歌詞不明の応援のうた



『意外とバレないもんだね、潜入捜査』

「放課後だしな」

『ラグビー場の上にでっかいのいる!』

「死体でも埋まってんのか?」

『え……』





平然と言い退ける恵に顔を青くすると本人は何でもない様にスマホを取り出して歩き出してしまう。母校では無いけど久しぶりの学校にドキドキしちゃう。





『恵!恵!』

「なんだよ」

『なんか人混みで来てる!撮影かな?』

「人混み?」





背伸びして覗き込んでると男の人が砲丸投げをしていた。何となく坊主って野球部ってイメージがあるよね。偏見だけど。





『先生と生徒で勝負してるのかな?』

「部活じゃねぇの」

『でも男の子普通のパーカーだよ?』





不思議に思いながら視線を戻すと丁度男の子が砲丸を投げるところだった。………野球投げだった?砲丸投げ詳しくないけどあれはやばくない?肩外れるでしょ。しかもサッカーゴールに刺さったよ。あれ?砲丸投げってなんだっけ?砲丸投げとボール投げって一緒だっけ?




『西中の虎?なら東は?ねぇ、東は?』

「知らねぇよ。さっさと行くぞ」

『東は恵?何にする?相手が虎ならジャガーとかにする?…あっ!クロヒョウ?東のクロヒョウ?』

「なんだそのダセェの」





そう言いながら歩いているとさっきの砲丸投げの子が隣を通り過ぎた。すると恵は慌てて振り返った。





「おいオマエ!…って速すぎんだろ!」

「アイツ50m 3秒で走るらしいぞ」

「車かよ」

「クソッ…!」

『50mを3秒…?……人類はボルトを超えた…?』

「そんなこと言ってる場合じゃねぇ。追うぞ」

『ボルトを…?』

「ボルトじゃねぇ」




頭を叩かれて男の子を追うと途中で恵が高専の制服に着替えてた。ワイシャツとズボンだけだったんだから別に高専のでも良かっただろうに。マメな男だ。





『病院?』

「追うぞ」

『夜の病院って何となく嫌だよね』

「オマエも探せ」

『なんかお化け出そう。…………私か』

「……見つけた」

『え?』





受付に目を向けると男の子が何かの書類を書いているようだった。ちょっと目の下が赤くなってる気がする。元からかもしれないけど。






「虎杖悠仁だな」

『え、』





男の子の名前を知っている事に驚いていると恵はそのまま話を続けた。なんで知ってるの。いつ調べたの?




「呪術高専の伏黒だ。悪いがあまり時間がない」

『恵と同じくらいだね。背丈』






男の子に呪いや呪物の説明をすると、恵の顔は段々と険しくなっていった。そんなにしわ寄せたら跡になっちゃうよ。





「死人が出ないうちに渡せ」

「いやだから俺は別にいいんだって。先輩に言えよ」

『……空っぽ?』



中を開けるとへこみがあるけど、呪物らしきものは無かった。見つけないと帰れないんだけど…。




「中身は!?」

「だァから先輩が持ってるって!」

「ソイツの家は!?」






胸倉を掴んで大声をあげる恵に合わせて男の子の子も大きくなっているようだった。ふたりは忘れてるけど、ここ、病院ね。

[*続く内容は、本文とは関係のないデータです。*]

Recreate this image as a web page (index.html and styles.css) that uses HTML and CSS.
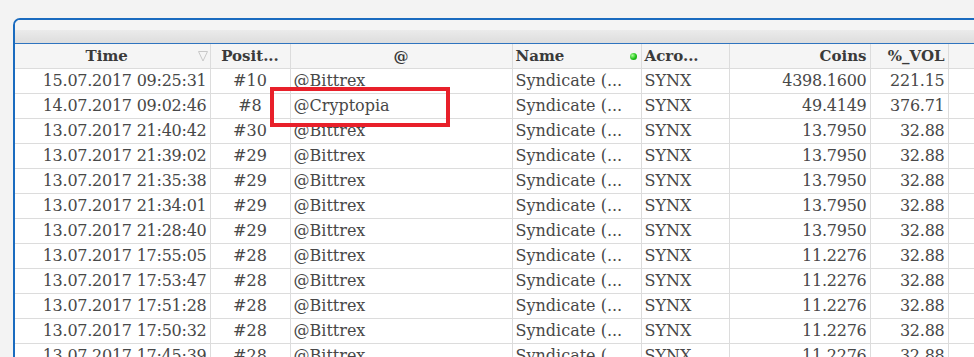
FILE: index.html
```html
<!DOCTYPE html>
<html>
<head>
<meta charset="utf-8">
<link rel="stylesheet" href="styles.css">
</head>
<body>
<div class="panel">
  <div class="panel-top"></div>
  <div class="panel-band"></div>
  <table class="grid">
    <colgroup>
      <col class="c-time"><col class="c-pos"><col class="c-at"><col class="c-name"><col class="c-acro"><col class="c-coins"><col class="c-vol"><col class="c-rest">
    </colgroup>
    <thead>
      <tr>
        <th class="c time-h">Time<svg class="sort" width="10" height="12" viewBox="0 0 10 12"><path d="M0.5 1.5 L9.5 1.5 L5 11 Z" fill="none" stroke="#c8c8c8" stroke-width="1"/></svg></th>
        <th class="c">Posit...</th>
        <th class="c">@</th>
        <th class="l name-h">Name<span class="dot"></span></th>
        <th class="l">Acro...</th>
        <th class="r">Coins</th>
        <th class="r">%_VOL</th>
        <th></th>
      </tr>
    </thead>
    <tbody>
      <tr><td class="r n">15.07.2017 09:25:31</td><td class="c">#10</td><td class="l">@Bittrex</td><td class="l">Syndicate (...</td><td class="l">SYNX</td><td class="r n">4398.1600</td><td class="r n">221.15</td><td></td></tr>
      <tr><td class="r n">14.07.2017 09:02:46</td><td class="c">#8</td><td class="l">@Cryptopia</td><td class="l">Syndicate (...</td><td class="l">SYNX</td><td class="r n">49.4149</td><td class="r n">376.71</td><td></td></tr>
      <tr><td class="r n">13.07.2017 21:40:42</td><td class="c">#30</td><td class="l">@Bittrex</td><td class="l">Syndicate (...</td><td class="l">SYNX</td><td class="r n">13.7950</td><td class="r n">32.88</td><td></td></tr>
      <tr><td class="r n">13.07.2017 21:39:02</td><td class="c">#29</td><td class="l">@Bittrex</td><td class="l">Syndicate (...</td><td class="l">SYNX</td><td class="r n">13.7950</td><td class="r n">32.88</td><td></td></tr>
      <tr><td class="r n">13.07.2017 21:35:38</td><td class="c">#29</td><td class="l">@Bittrex</td><td class="l">Syndicate (...</td><td class="l">SYNX</td><td class="r n">13.7950</td><td class="r n">32.88</td><td></td></tr>
      <tr><td class="r n">13.07.2017 21:34:01</td><td class="c">#29</td><td class="l">@Bittrex</td><td class="l">Syndicate (...</td><td class="l">SYNX</td><td class="r n">13.7950</td><td class="r n">32.88</td><td></td></tr>
      <tr><td class="r n">13.07.2017 21:28:40</td><td class="c">#29</td><td class="l">@Bittrex</td><td class="l">Syndicate (...</td><td class="l">SYNX</td><td class="r n">13.7950</td><td class="r n">32.88</td><td></td></tr>
      <tr><td class="r n">13.07.2017 17:55:05</td><td class="c">#28</td><td class="l">@Bittrex</td><td class="l">Syndicate (...</td><td class="l">SYNX</td><td class="r n">11.2276</td><td class="r n">32.88</td><td></td></tr>
      <tr><td class="r n">13.07.2017 17:53:47</td><td class="c">#28</td><td class="l">@Bittrex</td><td class="l">Syndicate (...</td><td class="l">SYNX</td><td class="r n">11.2276</td><td class="r n">32.88</td><td></td></tr>
      <tr><td class="r n">13.07.2017 17:51:28</td><td class="c">#28</td><td class="l">@Bittrex</td><td class="l">Syndicate (...</td><td class="l">SYNX</td><td class="r n">11.2276</td><td class="r n">32.88</td><td></td></tr>
      <tr><td class="r n">13.07.2017 17:50:32</td><td class="c">#28</td><td class="l">@Bittrex</td><td class="l">Syndicate (...</td><td class="l">SYNX</td><td class="r n">11.2276</td><td class="r n">32.88</td><td></td></tr>
      <tr><td class="r n">13.07.2017 17:45:39</td><td class="c">#28</td><td class="l">@Bittrex</td><td class="l">Syndicate (...</td><td class="l">SYNX</td><td class="r n">11.2276</td><td class="r n">32.88</td><td></td></tr>
    </tbody>
  </table>
  <div class="highlight"></div>
</div>
</body>
</html>
```
FILE: styles.css
```css
html, body {
  margin: 0;
  padding: 0;
  background: #f3f3f3;
  overflow: hidden;
  height: 357px;
}
.panel {
  position: relative;
  margin: 18px 0 0 13px;
  width: 980px;
  border-left: 2px solid #1a6bbf;
  border-top: 2px solid #1a6bbf;
  border-top-left-radius: 7px;
  background: #f4f4f4;
}
.panel-top {
  height: 10px;
  background: #f4f4f4;
  border-top-left-radius: 5px;
}
.panel-band {
  height: 13px;
  background: linear-gradient(#ebebeb, #dddddd);
  border-bottom: 1px solid #2f74bf;
}
.grid {
  border-collapse: collapse;
  table-layout: fixed;
  width: 980px;
  font-family: "DejaVu Serif", serif;
  font-size: 16px;
  color: #484848;
  background: #fff;
}
.c-time { width: 195px; }
.c-pos { width: 80px; }
.c-at { width: 222px; }
.c-name { width: 129px; }
.c-acro { width: 88px; }
.c-coins { width: 141px; }
.c-vol { width: 78px; }
.grid th, .grid td {
  height: 24px;
  padding: 0 3px;
  border-right: 1px solid #dcdcdc;
  border-bottom: 1px solid #dcdcdc;
  white-space: nowrap;
  overflow: hidden;
  line-height: 24px;
}
.grid th {
  background: #f5f5f5;
  font-weight: bold;
  font-size: 15px;
  color: #3a3a3a;
}
.n { letter-spacing: -0.25px; }
.r { text-align: right; }
.c { text-align: center; }
.l { text-align: left; }
.grid th.time-h {
  position: relative;
  padding-right: 14px;
}
.sort {
  position: absolute;
  right: 2px;
  top: 6px;
}
.name-h { position: relative; }
.dot {
  position: absolute;
  right: 4px;
  top: 9px;
  width: 7px;
  height: 7px;
  border-radius: 50%;
  background: radial-gradient(circle at 35% 35%, #a8ff95, #1ec218 55%, #0d8a0a);
}
.highlight {
  position: absolute;
  left: 255px;
  top: 67px;
  width: 172px;
  height: 32px;
  border: 4px solid #e8202a;
}
```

「そういや今日の夜、学校でアレのお札剥がすって言ってたな。……え、もしかしてヤバイ?」

「ヤバイなんてもんじゃない。ソイツ死ぬぞ」






恵の言葉に男の子は目の色を変えていた。するとふたりは病院を走り出したから慌てて後を追うけど無理。虎とクロヒョウに追いつけるわけが無い。ちょっと、休憩させて。いや疲れては無いけど気持ち的に疲れた。





『恵ー!』

「オマエ戻ってろ!足遅ぇ!」

『ひっ、ひどっ、』





ふとした時酷いなアイツ。私は最後の力を振り絞って大声を出す。大丈夫、ちゃんと病院の外だから。






『恵ー!無理と無茶はしないでねー!』

「わかった!」

「さっきからひとりで何大声出してんの?」






恵の背中を見送って、男の子の言葉を聞いて私はフッと笑った。私を置いて行こうとするからだ。変な人認定されちゃえ。






『……無茶だけは、しないでね、』





それだけ小さく呟いて私の意識は慣れた暗闇に落ちていった。戻る瞬間少しだけ思ってしまった。